While Ryskin's research looks only at long-term changes in the Earth's magnetic field, he points out that, "If secular variation is caused by the ocean flow, the entire concept of the dynamo operating in the Earth's core is called into question: there exists no other evidence of hydrodynamic flow in the core."
On a practical level, it means the next time you use a compass you might need to thank the seas and oceans for influencing the force necessary to guide the way.
Dr Raymond Shaw, professor of atmospheric physics at Michigan Technological University, said, "It should be kept in mind that the idea Professor Ryskin is proposing in his paper, if valid, has the potential to deem irrelevant the ruling paradigm of geomagnetism, so it will be no surprise to find individuals who are strongly opposed or critical."

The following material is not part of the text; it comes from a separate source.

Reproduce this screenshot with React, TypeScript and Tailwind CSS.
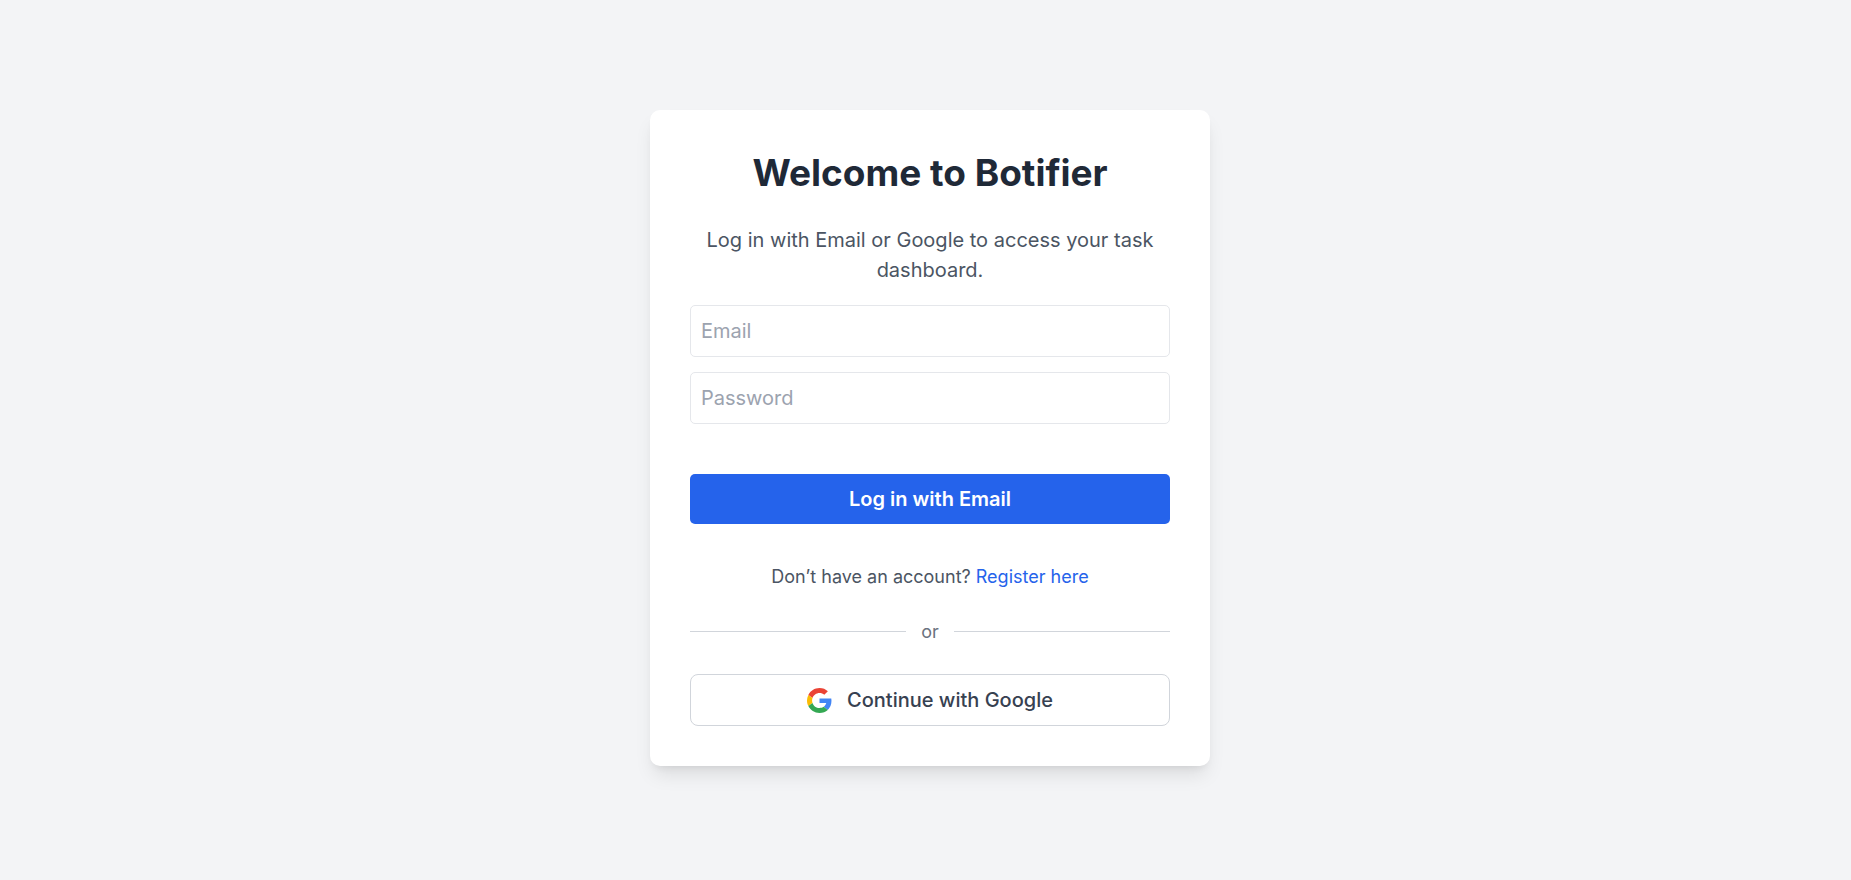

Secular variation of the Earth's magnetic field: induced by the ocean flow?
Gregory Ryskin 2009 New J. Phys. 11 063015 (23pp) doi: 10.1088/1367-2630/11/6/063015
Abstract. Secular variation of the Earth's main magnetic field is believed to originate in the Earth's core. (The main field is operationally defined as comprising spherical harmonics of degree l≤10.) I propose a different mechanism of secular variation: ocean water being a conductor of electricity, the magnetic field induced by the ocean as it flows through the Earth's main field may depend on time and manifest itself globally as secular variation. This proposal is supported by calculation of secular variation using the induction equation of magnetohydrodynamics, the observed main field and the ocean flow field. The predicted secular variation is in rough agreement with that observed. Additional support is provided by the striking temporal correlation (hitherto unsuspected) between the intensity of the North Atlantic oceanic circulation and the rate of secular variation in Western Europe; this explains, in particular, the geomagnetic jerks, and the recently discovered correlation between secular variation and climate. Spatial correlation between ocean currents and secular variation is also strong.